▶ [PROBLEM STATEMENT]
Copy out all lines carrying the word "index".

- - -

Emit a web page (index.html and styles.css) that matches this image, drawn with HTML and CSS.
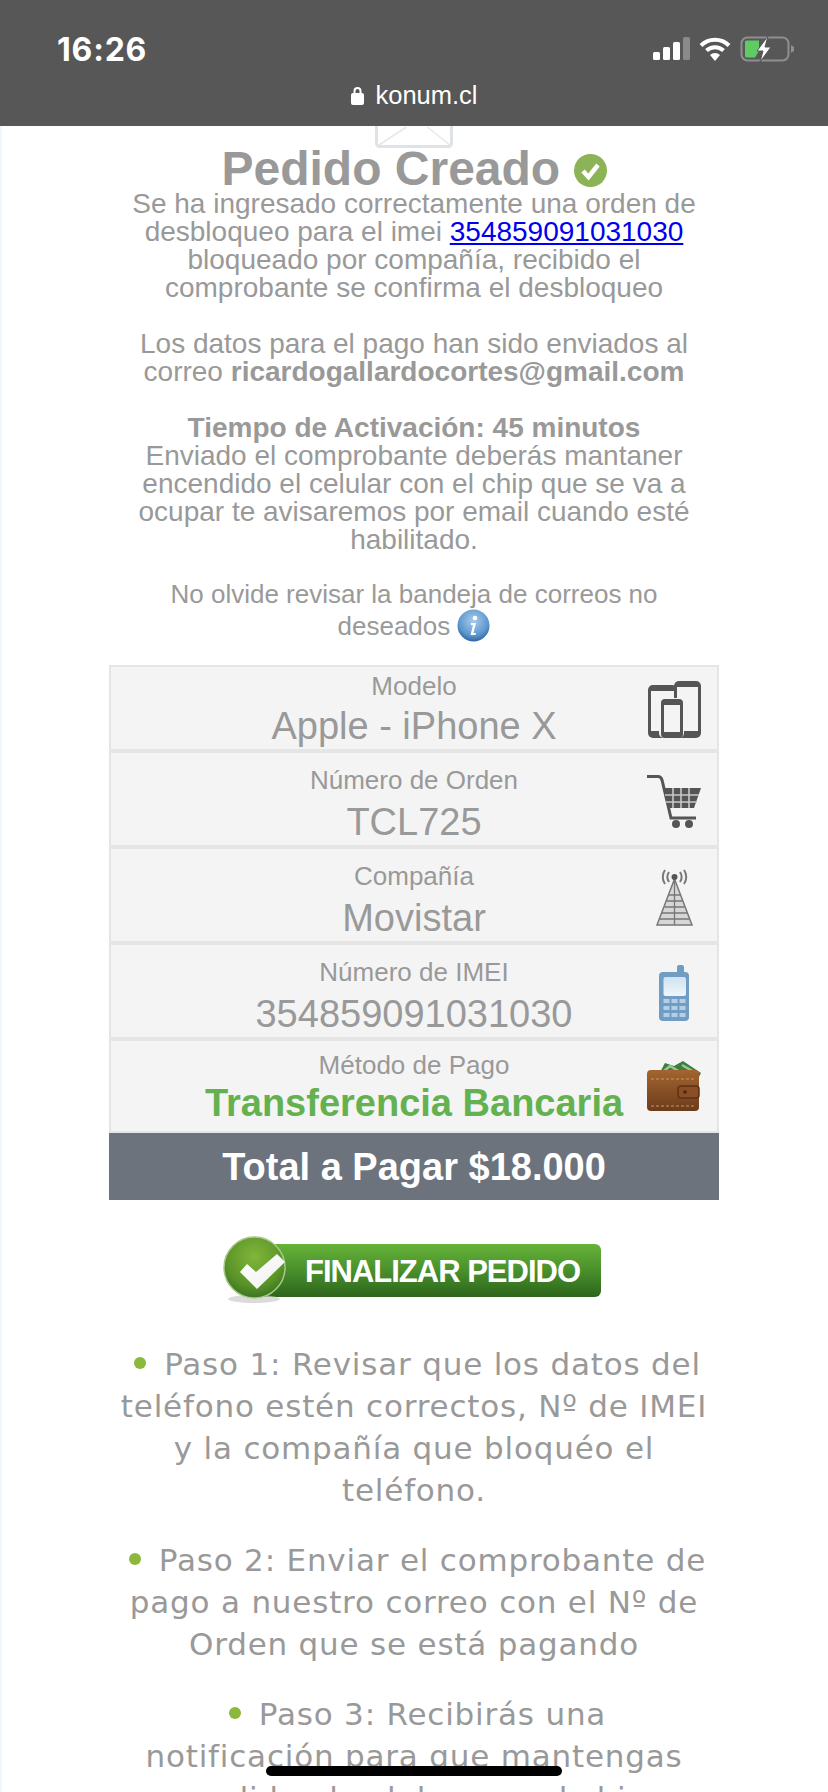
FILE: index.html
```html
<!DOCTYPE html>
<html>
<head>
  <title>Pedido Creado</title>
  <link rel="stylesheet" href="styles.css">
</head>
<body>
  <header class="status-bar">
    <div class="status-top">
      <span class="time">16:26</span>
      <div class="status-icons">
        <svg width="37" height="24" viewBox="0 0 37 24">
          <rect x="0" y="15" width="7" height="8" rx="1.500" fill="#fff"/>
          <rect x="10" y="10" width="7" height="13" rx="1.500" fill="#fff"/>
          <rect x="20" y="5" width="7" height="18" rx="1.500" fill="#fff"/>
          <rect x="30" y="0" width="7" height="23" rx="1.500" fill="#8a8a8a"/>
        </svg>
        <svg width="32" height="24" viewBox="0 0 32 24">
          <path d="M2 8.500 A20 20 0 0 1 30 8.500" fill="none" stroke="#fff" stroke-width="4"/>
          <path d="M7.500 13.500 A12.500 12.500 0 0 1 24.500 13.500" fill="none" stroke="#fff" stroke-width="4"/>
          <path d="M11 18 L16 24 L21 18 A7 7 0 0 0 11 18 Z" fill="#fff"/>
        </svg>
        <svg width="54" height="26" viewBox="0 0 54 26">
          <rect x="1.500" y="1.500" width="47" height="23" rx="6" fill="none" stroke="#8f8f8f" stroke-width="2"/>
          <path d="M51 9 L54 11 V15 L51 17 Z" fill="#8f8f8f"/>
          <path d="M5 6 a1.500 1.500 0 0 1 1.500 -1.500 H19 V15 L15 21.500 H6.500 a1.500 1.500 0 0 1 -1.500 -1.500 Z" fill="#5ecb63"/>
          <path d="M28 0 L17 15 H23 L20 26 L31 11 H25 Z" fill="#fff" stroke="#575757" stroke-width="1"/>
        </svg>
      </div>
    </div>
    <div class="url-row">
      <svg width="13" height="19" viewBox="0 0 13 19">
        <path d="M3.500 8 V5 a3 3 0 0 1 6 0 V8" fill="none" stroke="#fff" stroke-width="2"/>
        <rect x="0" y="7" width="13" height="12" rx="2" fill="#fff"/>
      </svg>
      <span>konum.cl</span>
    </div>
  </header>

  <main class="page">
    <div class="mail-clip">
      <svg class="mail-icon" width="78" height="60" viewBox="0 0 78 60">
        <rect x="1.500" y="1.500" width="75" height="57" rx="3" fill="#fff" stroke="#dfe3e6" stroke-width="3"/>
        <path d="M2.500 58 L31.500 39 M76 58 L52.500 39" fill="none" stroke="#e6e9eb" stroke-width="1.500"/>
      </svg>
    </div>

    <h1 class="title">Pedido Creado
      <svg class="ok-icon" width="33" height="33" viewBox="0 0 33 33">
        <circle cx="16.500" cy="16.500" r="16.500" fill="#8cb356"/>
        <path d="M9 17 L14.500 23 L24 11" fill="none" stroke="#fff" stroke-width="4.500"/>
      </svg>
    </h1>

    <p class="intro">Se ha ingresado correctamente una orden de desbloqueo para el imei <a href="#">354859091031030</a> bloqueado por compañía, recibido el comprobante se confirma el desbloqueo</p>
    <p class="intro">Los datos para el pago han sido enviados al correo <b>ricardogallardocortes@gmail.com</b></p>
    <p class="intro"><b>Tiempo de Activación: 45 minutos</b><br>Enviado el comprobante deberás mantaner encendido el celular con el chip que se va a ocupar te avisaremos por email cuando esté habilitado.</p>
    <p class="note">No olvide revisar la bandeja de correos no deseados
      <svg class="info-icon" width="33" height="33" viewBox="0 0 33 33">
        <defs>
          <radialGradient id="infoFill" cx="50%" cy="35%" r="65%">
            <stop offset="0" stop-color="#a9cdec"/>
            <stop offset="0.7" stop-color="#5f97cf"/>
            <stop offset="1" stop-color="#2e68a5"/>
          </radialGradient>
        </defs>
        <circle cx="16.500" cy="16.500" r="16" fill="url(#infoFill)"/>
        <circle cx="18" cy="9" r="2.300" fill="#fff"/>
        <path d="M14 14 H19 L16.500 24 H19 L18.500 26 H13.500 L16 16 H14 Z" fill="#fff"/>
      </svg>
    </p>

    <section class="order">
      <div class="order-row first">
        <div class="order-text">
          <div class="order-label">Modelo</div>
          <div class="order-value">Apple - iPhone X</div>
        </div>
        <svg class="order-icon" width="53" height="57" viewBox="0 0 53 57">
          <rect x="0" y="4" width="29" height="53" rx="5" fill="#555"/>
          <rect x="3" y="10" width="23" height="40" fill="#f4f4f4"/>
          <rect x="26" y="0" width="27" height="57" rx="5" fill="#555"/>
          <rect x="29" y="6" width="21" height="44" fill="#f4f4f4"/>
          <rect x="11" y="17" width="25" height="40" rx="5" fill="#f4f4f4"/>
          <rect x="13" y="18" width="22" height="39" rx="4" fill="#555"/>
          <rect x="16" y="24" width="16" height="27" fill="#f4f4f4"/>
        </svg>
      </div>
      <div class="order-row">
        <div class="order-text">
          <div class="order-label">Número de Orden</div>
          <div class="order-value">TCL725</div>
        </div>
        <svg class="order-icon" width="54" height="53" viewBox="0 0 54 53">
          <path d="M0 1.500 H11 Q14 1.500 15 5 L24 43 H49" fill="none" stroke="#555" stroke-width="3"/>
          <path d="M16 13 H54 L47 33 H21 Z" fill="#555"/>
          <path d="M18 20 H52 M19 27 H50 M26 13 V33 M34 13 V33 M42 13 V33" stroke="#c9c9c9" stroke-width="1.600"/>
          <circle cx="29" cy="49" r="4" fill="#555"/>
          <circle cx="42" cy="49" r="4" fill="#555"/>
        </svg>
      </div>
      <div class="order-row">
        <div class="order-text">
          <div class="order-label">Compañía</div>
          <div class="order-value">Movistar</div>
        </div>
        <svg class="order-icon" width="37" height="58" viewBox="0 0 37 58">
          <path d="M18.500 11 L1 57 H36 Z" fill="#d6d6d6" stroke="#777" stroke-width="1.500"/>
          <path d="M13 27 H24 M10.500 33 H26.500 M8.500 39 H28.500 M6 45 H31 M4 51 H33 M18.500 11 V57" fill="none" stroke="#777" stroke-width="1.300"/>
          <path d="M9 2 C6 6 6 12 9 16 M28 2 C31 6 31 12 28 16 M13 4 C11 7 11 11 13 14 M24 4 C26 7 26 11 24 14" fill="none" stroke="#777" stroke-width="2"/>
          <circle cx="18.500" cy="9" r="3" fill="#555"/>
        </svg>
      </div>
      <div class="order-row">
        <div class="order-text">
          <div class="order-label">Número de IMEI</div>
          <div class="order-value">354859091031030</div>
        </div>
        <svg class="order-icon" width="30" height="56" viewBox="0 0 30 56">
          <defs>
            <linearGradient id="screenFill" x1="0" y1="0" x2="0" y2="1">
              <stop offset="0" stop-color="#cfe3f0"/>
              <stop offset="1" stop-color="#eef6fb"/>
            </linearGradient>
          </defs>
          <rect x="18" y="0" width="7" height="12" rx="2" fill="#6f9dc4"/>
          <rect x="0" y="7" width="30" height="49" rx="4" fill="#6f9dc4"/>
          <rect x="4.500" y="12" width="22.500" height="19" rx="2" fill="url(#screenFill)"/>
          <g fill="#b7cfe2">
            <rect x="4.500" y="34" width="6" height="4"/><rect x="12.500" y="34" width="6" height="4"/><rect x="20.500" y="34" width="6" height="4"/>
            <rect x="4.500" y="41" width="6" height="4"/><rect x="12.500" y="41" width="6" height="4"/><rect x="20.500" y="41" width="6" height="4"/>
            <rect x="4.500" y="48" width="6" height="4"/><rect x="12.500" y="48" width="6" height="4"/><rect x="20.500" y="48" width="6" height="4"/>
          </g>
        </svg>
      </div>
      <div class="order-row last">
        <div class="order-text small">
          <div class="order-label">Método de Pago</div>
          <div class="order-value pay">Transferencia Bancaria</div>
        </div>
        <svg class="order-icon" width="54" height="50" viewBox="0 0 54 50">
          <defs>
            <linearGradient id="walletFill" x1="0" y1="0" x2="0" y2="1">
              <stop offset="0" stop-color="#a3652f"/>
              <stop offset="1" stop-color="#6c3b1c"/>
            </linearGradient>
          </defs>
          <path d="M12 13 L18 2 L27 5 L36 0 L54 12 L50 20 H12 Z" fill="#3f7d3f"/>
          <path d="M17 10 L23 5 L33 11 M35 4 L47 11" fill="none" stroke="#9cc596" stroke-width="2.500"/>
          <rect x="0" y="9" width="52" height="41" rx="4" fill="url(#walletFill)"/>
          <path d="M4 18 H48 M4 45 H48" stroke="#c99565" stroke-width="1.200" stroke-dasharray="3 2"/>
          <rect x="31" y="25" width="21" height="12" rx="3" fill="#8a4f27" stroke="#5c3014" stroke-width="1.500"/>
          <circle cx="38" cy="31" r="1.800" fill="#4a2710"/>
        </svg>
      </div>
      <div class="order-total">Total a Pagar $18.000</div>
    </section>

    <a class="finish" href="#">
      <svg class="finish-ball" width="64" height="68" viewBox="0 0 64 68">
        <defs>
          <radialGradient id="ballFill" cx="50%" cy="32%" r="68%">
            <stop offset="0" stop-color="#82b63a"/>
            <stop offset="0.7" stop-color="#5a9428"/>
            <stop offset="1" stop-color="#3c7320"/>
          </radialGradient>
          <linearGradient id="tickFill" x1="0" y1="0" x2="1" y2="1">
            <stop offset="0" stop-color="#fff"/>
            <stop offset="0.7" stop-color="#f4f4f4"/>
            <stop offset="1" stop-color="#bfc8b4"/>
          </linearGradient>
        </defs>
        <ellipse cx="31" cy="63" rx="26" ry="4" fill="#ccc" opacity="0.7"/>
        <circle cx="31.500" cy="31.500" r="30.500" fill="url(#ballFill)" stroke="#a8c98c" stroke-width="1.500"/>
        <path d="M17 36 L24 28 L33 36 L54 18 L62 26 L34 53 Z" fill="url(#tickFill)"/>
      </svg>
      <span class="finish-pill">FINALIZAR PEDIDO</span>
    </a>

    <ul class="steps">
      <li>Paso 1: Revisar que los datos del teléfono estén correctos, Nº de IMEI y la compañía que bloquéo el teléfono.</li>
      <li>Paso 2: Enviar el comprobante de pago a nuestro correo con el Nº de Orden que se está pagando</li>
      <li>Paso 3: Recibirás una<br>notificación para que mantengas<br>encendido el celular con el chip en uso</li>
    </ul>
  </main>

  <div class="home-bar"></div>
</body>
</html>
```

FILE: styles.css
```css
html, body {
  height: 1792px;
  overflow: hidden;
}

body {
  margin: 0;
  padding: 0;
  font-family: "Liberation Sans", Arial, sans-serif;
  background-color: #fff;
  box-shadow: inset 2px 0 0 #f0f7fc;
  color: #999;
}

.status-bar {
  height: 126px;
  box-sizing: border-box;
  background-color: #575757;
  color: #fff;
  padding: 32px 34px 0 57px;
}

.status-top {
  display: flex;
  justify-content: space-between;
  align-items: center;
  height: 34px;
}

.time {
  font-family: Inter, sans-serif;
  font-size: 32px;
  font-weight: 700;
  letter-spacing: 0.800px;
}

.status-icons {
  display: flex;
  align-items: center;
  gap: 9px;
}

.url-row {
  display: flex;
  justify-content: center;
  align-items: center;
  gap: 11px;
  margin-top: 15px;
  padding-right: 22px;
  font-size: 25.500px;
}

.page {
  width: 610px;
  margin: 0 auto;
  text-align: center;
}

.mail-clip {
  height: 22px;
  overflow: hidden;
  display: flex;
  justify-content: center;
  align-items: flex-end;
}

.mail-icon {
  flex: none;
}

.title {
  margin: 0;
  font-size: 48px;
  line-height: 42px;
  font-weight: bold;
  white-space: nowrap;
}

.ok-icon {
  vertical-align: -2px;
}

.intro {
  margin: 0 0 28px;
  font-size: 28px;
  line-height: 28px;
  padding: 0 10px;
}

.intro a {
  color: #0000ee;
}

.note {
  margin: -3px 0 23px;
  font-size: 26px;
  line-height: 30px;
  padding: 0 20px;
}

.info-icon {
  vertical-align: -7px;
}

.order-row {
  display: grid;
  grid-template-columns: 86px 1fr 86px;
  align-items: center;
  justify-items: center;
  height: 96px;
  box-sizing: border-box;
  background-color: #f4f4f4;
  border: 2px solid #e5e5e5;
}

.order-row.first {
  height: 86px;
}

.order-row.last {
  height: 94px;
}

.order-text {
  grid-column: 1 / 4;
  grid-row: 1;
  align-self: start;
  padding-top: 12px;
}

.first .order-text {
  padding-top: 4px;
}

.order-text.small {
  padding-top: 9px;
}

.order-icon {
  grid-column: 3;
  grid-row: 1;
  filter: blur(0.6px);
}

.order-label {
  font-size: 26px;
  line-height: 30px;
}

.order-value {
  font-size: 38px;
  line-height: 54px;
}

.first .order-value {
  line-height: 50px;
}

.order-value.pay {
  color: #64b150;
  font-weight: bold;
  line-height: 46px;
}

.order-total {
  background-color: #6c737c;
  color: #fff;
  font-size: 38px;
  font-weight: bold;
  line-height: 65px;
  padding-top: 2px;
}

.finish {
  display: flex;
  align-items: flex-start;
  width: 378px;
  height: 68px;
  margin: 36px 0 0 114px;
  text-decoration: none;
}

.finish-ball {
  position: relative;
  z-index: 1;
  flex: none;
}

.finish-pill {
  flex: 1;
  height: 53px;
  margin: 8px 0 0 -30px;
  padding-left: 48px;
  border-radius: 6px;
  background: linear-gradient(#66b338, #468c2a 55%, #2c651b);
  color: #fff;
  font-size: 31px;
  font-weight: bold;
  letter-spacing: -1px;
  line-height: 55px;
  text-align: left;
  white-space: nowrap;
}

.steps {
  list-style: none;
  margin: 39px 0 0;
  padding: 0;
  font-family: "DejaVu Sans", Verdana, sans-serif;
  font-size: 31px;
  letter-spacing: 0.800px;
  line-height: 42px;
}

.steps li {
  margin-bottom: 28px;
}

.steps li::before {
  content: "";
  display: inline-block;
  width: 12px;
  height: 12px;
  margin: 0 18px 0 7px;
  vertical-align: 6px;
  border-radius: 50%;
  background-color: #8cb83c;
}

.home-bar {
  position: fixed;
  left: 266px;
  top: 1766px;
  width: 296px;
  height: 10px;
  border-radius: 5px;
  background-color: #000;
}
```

- - -

▶ [SOLUTION BELOW]
Emit a web page (index.html and styles.css) that matches this image, drawn with HTML and CSS.
FILE: index.html
  z-index: 1;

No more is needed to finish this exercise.